Write out the full listing exactly as given, minus the images.

▶ **Data shown**:

▬▬▬

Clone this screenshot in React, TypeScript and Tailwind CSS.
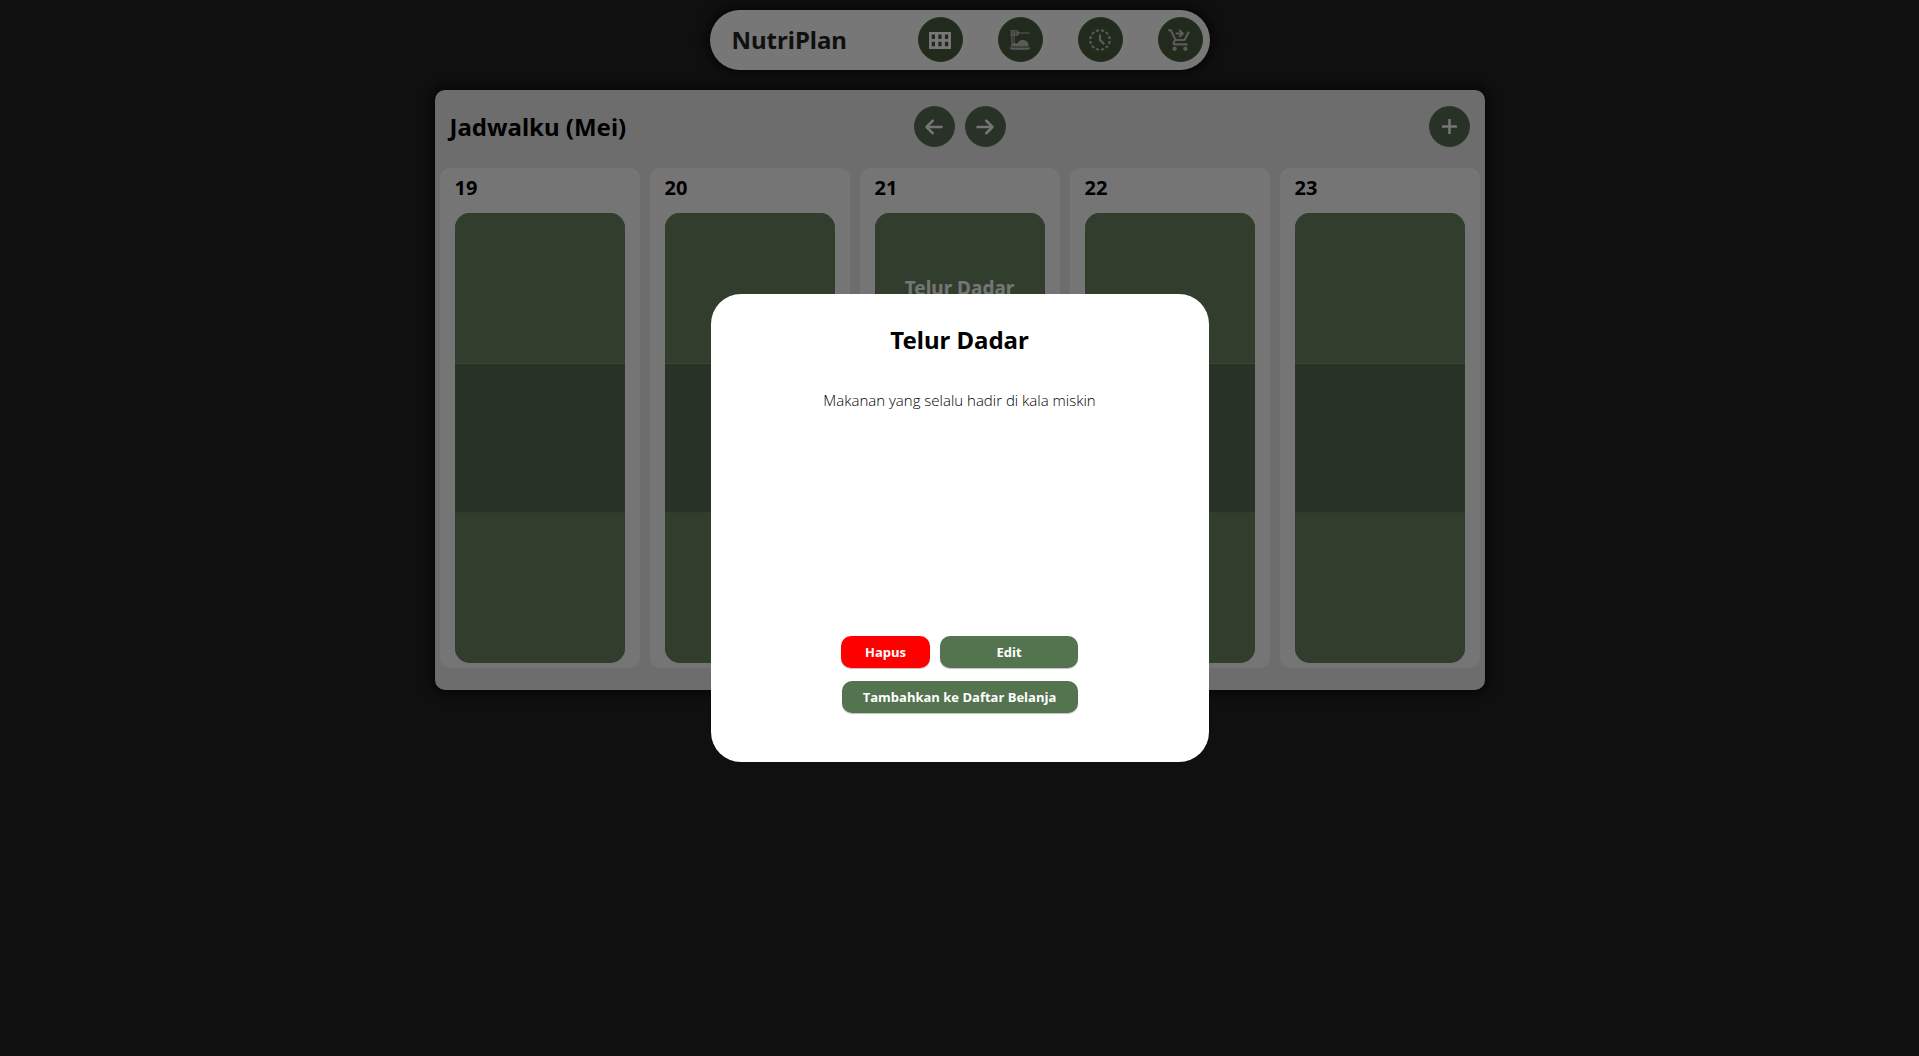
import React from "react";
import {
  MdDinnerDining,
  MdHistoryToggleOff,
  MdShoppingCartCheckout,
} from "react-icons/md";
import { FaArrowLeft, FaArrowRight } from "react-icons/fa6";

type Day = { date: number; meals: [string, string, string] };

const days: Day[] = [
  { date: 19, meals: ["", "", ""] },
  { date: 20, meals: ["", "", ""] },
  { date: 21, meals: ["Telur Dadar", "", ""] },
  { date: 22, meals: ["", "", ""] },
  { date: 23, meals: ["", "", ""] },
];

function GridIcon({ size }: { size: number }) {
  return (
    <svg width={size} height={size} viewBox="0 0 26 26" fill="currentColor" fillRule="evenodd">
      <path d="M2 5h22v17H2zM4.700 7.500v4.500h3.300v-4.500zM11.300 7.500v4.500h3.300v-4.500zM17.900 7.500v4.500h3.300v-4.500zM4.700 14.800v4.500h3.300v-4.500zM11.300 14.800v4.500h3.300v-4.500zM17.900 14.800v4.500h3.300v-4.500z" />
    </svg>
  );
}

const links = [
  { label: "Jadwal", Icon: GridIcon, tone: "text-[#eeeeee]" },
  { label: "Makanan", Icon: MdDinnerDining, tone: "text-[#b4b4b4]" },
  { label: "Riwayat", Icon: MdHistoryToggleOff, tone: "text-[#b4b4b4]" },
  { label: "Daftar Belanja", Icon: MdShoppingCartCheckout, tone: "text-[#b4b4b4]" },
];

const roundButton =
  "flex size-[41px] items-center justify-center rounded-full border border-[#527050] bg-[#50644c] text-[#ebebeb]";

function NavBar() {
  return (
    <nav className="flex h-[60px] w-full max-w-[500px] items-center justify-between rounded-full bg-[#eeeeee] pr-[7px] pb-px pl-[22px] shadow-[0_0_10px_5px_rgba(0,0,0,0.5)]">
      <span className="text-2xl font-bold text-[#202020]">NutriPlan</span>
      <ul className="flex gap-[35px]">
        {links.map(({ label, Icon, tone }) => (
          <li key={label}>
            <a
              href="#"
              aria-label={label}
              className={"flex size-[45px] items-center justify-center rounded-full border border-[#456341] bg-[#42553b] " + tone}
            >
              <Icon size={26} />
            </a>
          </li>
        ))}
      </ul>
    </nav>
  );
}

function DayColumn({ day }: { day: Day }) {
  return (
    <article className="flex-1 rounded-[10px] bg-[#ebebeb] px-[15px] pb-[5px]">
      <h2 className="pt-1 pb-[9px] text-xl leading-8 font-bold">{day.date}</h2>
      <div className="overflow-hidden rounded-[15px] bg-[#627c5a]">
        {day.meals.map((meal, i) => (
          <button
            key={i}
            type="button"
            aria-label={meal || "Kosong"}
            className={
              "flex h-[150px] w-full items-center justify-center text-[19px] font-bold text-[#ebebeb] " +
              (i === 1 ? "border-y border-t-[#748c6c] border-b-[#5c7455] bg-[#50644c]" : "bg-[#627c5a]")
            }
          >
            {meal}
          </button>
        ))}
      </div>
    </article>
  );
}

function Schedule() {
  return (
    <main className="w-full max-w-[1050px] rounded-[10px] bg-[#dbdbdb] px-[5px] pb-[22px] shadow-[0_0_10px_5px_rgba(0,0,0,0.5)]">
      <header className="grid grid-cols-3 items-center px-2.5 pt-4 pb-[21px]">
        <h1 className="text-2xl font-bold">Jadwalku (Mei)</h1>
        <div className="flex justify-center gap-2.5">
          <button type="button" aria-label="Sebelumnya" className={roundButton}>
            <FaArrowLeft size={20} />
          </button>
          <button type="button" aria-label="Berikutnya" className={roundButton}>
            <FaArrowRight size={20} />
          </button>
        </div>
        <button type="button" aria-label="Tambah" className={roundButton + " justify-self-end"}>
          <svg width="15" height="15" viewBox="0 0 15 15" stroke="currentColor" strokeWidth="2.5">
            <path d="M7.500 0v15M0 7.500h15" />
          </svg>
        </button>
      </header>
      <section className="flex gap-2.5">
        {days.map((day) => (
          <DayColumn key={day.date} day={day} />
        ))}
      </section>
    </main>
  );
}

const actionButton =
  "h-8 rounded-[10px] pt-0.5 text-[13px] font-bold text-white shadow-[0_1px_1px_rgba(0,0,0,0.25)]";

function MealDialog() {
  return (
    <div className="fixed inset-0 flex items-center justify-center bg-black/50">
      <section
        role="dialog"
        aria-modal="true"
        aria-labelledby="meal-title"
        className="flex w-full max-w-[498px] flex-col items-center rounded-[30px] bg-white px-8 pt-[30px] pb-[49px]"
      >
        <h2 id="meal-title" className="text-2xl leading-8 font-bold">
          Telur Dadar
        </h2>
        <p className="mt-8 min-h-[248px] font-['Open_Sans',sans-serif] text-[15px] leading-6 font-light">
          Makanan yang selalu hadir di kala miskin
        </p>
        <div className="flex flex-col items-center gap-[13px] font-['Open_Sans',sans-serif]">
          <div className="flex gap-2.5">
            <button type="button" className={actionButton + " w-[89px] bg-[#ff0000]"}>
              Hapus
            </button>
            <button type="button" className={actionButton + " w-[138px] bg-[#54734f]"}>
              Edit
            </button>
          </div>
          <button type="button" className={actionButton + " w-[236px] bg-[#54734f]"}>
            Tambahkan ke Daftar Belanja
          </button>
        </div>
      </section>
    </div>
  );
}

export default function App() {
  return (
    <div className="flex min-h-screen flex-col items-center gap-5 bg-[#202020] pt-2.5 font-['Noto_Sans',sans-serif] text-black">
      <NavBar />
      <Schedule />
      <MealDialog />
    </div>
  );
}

▬▬▬

▶ **Solution to this problem**:
Clone this screenshot in React, TypeScript and Tailwind CSS.
import React from "react";
import {
  MdDinnerDining,
  MdHistoryToggleOff,
  MdShoppingCartCheckout,
} from "react-icons/md";
import { FaArrowLeft, FaArrowRight } from "react-icons/fa6";

type Day = { date: number; meals: [string, string, string] };

const days: Day[] = [
  { date: 19, meals: ["", "", ""] },
  { date: 20, meals: ["", "", ""] },
  { date: 21, meals: ["Telur Dadar", "", ""] },
  { date: 22, meals: ["", "", ""] },
  { date: 23, meals: ["", "", ""] },
];

function GridIcon({ size }: { size: number }) {
  return (
    <svg width={size} height={size} viewBox="0 0 26 26" fill="currentColor" fillRule="evenodd">
      <path d="M2 5h22v17H2zM4.700 7.500v4.500h3.300v-4.500zM11.300 7.500v4.500h3.300v-4.500zM17.900 7.500v4.500h3.300v-4.500zM4.700 14.800v4.500h3.300v-4.500zM11.300 14.800v4.500h3.300v-4.500zM17.900 14.800v4.500h3.300v-4.500z" />
    </svg>
  );
}

const links = [
  { label: "Jadwal", Icon: GridIcon, tone: "text-[#eeeeee]" },
  { label: "Makanan", Icon: MdDinnerDining, tone: "text-[#b4b4b4]" },
  { label: "Riwayat", Icon: MdHistoryToggleOff, tone: "text-[#b4b4b4]" },
  { label: "Daftar Belanja", Icon: MdShoppingCartCheckout, tone: "text-[#b4b4b4]" },
];

const roundButton =
  "flex size-[41px] items-center justify-center rounded-full border border-[#527050] bg-[#50644c] text-[#ebebeb]";

function NavBar() {
  return (
    <nav className="flex h-[60px] w-full max-w-[500px] items-center justify-between rounded-full bg-[#eeeeee] pr-[7px] pb-px pl-[22px] shadow-[0_0_10px_5px_rgba(0,0,0,0.5)]">
      <span className="text-2xl font-bold text-[#202020]">NutriPlan</span>
      <ul className="flex gap-[35px]">
        {links.map(({ label, Icon, tone }) => (
          <li key={label}>
            <a
              href="#"
              aria-label={label}
              className={"flex size-[45px] items-center justify-center rounded-full border border-[#456341] bg-[#42553b] " + tone}
            >
              <Icon size={26} />
            </a>
          </li>
        ))}
      </ul>
    </nav>
  );
}

function DayColumn({ day }: { day: Day }) {
  return (
    <article className="flex-1 rounded-[10px] bg-[#ebebeb] px-[15px] pb-[5px]">
      <h2 className="pt-1 pb-[9px] text-xl leading-8 font-bold">{day.date}</h2>
      <div className="overflow-hidden rounded-[15px] bg-[#627c5a]">
        {day.meals.map((meal, i) => (
          <button
            key={i}
            type="button"
            aria-label={meal || "Kosong"}
            className={
              "flex h-[150px] w-full items-center justify-center text-[19px] font-bold text-[#ebebeb] " +
              (i === 1 ? "border-y border-t-[#748c6c] border-b-[#5c7455] bg-[#50644c]" : "bg-[#627c5a]")
            }
          >
            {meal}
          </button>
        ))}
      </div>
    </article>
  );
}

function Schedule() {
  return (
    <main className="w-full max-w-[1050px] rounded-[10px] bg-[#dbdbdb] px-[5px] pb-[22px] shadow-[0_0_10px_5px_rgba(0,0,0,0.5)]">
      <header className="grid grid-cols-3 items-center px-2.5 pt-4 pb-[21px]">
        <h1 className="text-2xl font-bold">Jadwalku (Mei)</h1>
        <div className="flex justify-center gap-2.5">
          <button type="button" aria-label="Sebelumnya" className={roundButton}>
            <FaArrowLeft size={20} />
          </button>
          <button type="button" aria-label="Berikutnya" className={roundButton}>
            <FaArrowRight size={20} />
          </button>
        </div>
        <button type="button" aria-label="Tambah" className={roundButton + " justify-self-end"}>
          <svg width="15" height="15" viewBox="0 0 15 15" stroke="currentColor" strokeWidth="2.5">
            <path d="M7.500 0v15M0 7.500h15" />
          </svg>
        </button>
      </header>
      <section className="flex gap-2.5">
        {days.map((day) => (
          <DayColumn key={day.date} day={day} />
        ))}
      </section>
    </main>
  );
}

const actionButton =
  "h-8 rounded-[10px] pt-0.5 text-[13px] font-bold text-white shadow-[0_1px_1px_rgba(0,0,0,0.25)]";

function MealDialog() {
  return (
    <div className="fixed inset-0 flex items-center justify-center bg-black/50">
      <section
        role="dialog"
        aria-modal="true"
        aria-labelledby="meal-title"
        className="flex w-full max-w-[498px] flex-col items-center rounded-[30px] bg-white px-8 pt-[30px] pb-[49px]"
      >
        <h2 id="meal-title" className="text-2xl leading-8 font-bold">
          Telur Dadar
        </h2>
        <p className="mt-8 min-h-[248px] font-['Open_Sans',sans-serif] text-[15px] leading-6 font-light">
          Makanan yang selalu hadir di kala miskin
        </p>
        <div className="flex flex-col items-center gap-[13px] font-['Open_Sans',sans-serif]">
          <div className="flex gap-2.5">
            <button type="button" className={actionButton + " w-[89px] bg-[#ff0000]"}>
              Hapus
            </button>
            <button type="button" className={actionButton + " w-[138px] bg-[#54734f]"}>
              Edit
            </button>
          </div>
          <button type="button" className={actionButton + " w-[236px] bg-[#54734f]"}>
            Tambahkan ke Daftar Belanja
          </button>
        </div>
      </section>
    </div>
  );
}

export default function App() {
  return (
    <div className="flex min-h-screen flex-col items-center gap-5 bg-[#202020] pt-2.5 font-['Noto_Sans',sans-serif] text-black">
      <NavBar />
      <Schedule />
      <MealDialog />
    </div>
  );
}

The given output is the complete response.